Che non avesse colpe è risultato subito chiaro anche alla procura generale, che ne ha chiesto l’assoluzione, dal momento che secondo la sostituta pg della Suprema Corte, Luisa De Renzis, «il provvedimento di auto- assegnazione aveva l'unico fine di garantire la funzionalità dell'ufficio». Ragionamento condiviso dalla difesa della magistrata - rappresentata dall’avvocato Davide Steccanella -, nonché dal Csm, che ha evidenziato come «la soluzione organizzativa dell'autoassegnazione del procedimento, in un'ottica di ragionevole programmazione, era stata concordata il giorno precedente, quando non si sapeva a quale ora sarebbe stata depositata la richiesta di convalida, che il 27 maggio - giorno dell’udienza di convalida, ndr - tardo pomeriggio, la dottoressa Banci era l'unico magistrato presente in ufficio per cui l'assegnazione alla dottoressa Palomba (Annalisa, giudice naturale di quel procedimento, ndr) avrebbe tardato la fissazione dell'udienza e la comunicazione dell'udienza di convalida» e con ogni probabilità «creato ulteriori gravi difficoltà» ad un ufficio il cui funzionamento risultava «estremamente problematico».

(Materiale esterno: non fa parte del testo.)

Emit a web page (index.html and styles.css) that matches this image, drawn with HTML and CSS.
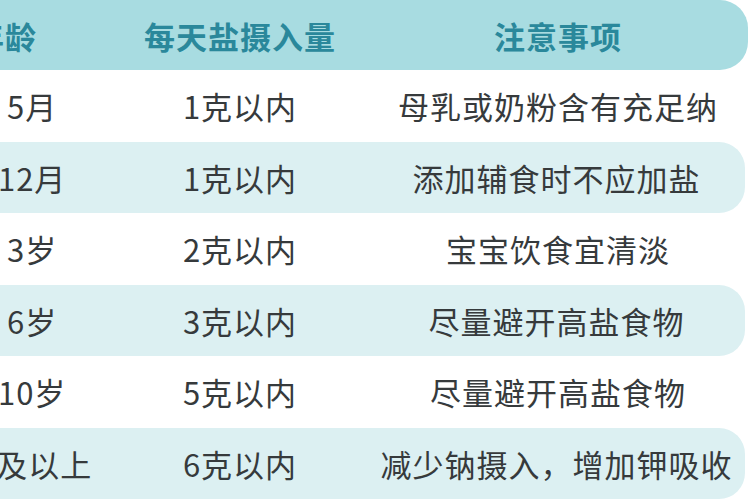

Il Csm ha escluso «in radice» la configurabilità della «gravità del comportamento scorretto» nei confronti di Palomba, inoltre, dal momento che l’autoassegnazione era stata concordata con la stessa, «oltre che con il presidente del Tribunale» e nascendo anzi «quasi certamente da una sua sollecitazione in relazione al fatto che aveva già richiesto le ferie per i giorni immediatamente successivi ed anche alla sua situazione di difficoltà momentanea nello svolgimento dell'attività di cui pure vi è traccia negli atti».

Insomma, nel caso Banci - che tanto clamore ha destato sui giornali, tanto da far ricevere minacce e attacchi alla gip ritenuta troppo “garantista”, in un consueto abuso della terminologia che identifica come un peccato rispettare i dettami della Costituzione - «l'autoassegnazione del procedimento, rispondendo chiaramente ad esigenze di buon funzionamento dell'ufficio giudiziario, non poteva certamente, benché non regolare, essere percepita come condotta pregiudizievole dell'immagine del magistrato né nel rapporto interno tra i magistrati dell'ufficio, risultando certamente, in questa specifica prospettiva, a fronte delle difficoltà complessive dell'ufficio e a quelle soggettive dei colleghi interessati, un atto di generosa disponibilità a farsi carico di un procedimento particolarmente complesso e delicato, né nel rapporto con le parti e più in generale con il foro, posto che nessun rilievo critico è stato formulato in ordine al provvedimento originario di assegnazione, mentre è diventato un caso nazionale con grande risalto anche massmediatico la successiva sostituzione della dottoressa Banci».

E per quanto riguarda il provvedimento con il quale erano state stabilite le variazioni tabellari il primo febbraio 2021, di competenza del presidente del Tribunale, «tutti i profili di responsabilità disciplinare, con riferimento sia al mancato rispetto delle regole procedimentali» sono riferibili «esclusivamente al dirigente dell'ufficio», nel frattempo andato in pensione. Insomma, nulla di grave e, soprattutto, nulla di addebitabile a Banci Buonamici, che però ci ha rimesso la presidenza del Tribunale di Verbania e quella di Sezione a Milano, dati i tre pareri negativi arrivato da Torino a causa della pendenza disciplinare. Da qui la revoca di ogni domanda per la progressione della carriera, di fatto stoppata senza motivo. O forse per troppa indipendenza.